Our destination was St Tawdros (St Theodore's) Coptic Orthodox Christian Monastery, in the desert near Medinet Habu. We removed our shoes and stepped reverently in the quite, peaceful chapel. The walls contained both carvings of Coptic crosses and hieroglyphs from recycled stone originating in nearby temples.

Afterwards we visited the gift shop where a variety of goods could be found. It was a strange mix of religious items and cheap plastic toys. We bought some frankincense and locally made honey. One nun demonstrated plastic cross that came apart to show it was also a pen. She seemed to think it was the best thing ever, but sadly there were no takers.

That night, back at Nile Compound, we sat on the balcony, smoked shisha and played cinquante-huit (a french card game). I was slightly concerned about Aswan and my next budget hotel choice but I didn’t let it bother me. Que sera sera.

Upper Egypt Trip - Part One - Train to Cairo

It was a long wait at the train station, and now I had found my row, son in tow, but there were people in our seats. I’d heard of this happening in Egypt.
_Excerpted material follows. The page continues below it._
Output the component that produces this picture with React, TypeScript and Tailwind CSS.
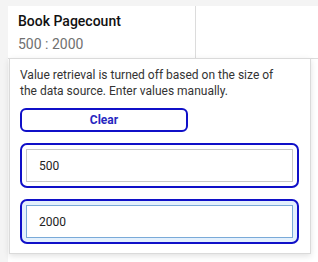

I squared my shoulders. 

“You’re in my seat,” I proclaimed, in what I hoped was an authoritative tone. 

My tone had approximately zero effect. The interlopers trying to steal my way to Cairo stared resolutely ahead. More passengers were pressing in from behind me. 

“Look!” I said, brandishing my tickets which clearly stated these exact seat numbers.

“I have the same seat numbers,” said a voice behind me. It was one of those matter-of-fact no-nonsense sturdy Egyptian ladies that you do not want to mess with. She was wearing a jaunty pink hijab, somewhat at odds with her stern demeanor.

Oi, is it possible they triple-booked these seats? I pictured my parents arriving at the Cairo airport early the next morning with no one to greet them. I trembled.

“Let me see those tickets,” said the not-to-be-messed-with Egyptian lady. Of course I handed them over, a split second after she snatched them from my hand. My 6-year-old son Oscar started getting a bit twitchy, sensing my tension. I could feel sweat starting to sprout from my pores. I glanced desperately towards the other end of the carriage where my husband was waiting with the bags.

“This is the wrong date,” the lady informed me, indicating the tickets. I stared at the Arabic numbers on the paper but my brain stubbornly refused to translate.

“I can’t read this,” I said to myself.

“It’s in English here,” said the lady dryly. “See, it says Apr 4, and it’s Apr 14.”

You know that sinking feeling, the dread, when you realize things are about to go horribly wrong.

Yeah, I had that.

The next few minutes are a bit of a panicked blur. I remember looking over the heads of the passengers trying to get past me, towards my husband, who couldn’t see me. At some point my son’s twitchiness turned to distress as we got pushed into the treacherous space between cars. Richard managed to make his way to us as I tried to explain our situation to various people, hoping to find someone who worked there or knew something. Oscar started crying in earnest and attempted to flee the train despite my iron grip on his slippery, sweaty hand.

Then the train pulled away.

Oscar screamed, I sweated, and Richard fumed.

“You will have to pay a fine and there will be no seats,” a man said.

Great, three hours standing on a train with three suitcases and a screaming child. Richard and I looked at each other in despair.

Then, the pink hijab lady came and saved the day.

“There are lots of seats here,” she said, regarding the ill-informed man disdainfully. “Come with me.”

She sorted out seats for us, checked on us during the journey, booked us a cab to get us to the hotel and even directed us out of Ramesses station, waited for the car and made sure we got in. All while wrangling a large family group with small children, pulling her luggage with one hand and carrying a baby in the other arm.

She brushed off our thanks saying she knows what it’s like, having been lost in Europe before.

As we piled into the car while issuing additional profuse thanks, I wished I’d gotten her name, but it is nice to know there are good people out there.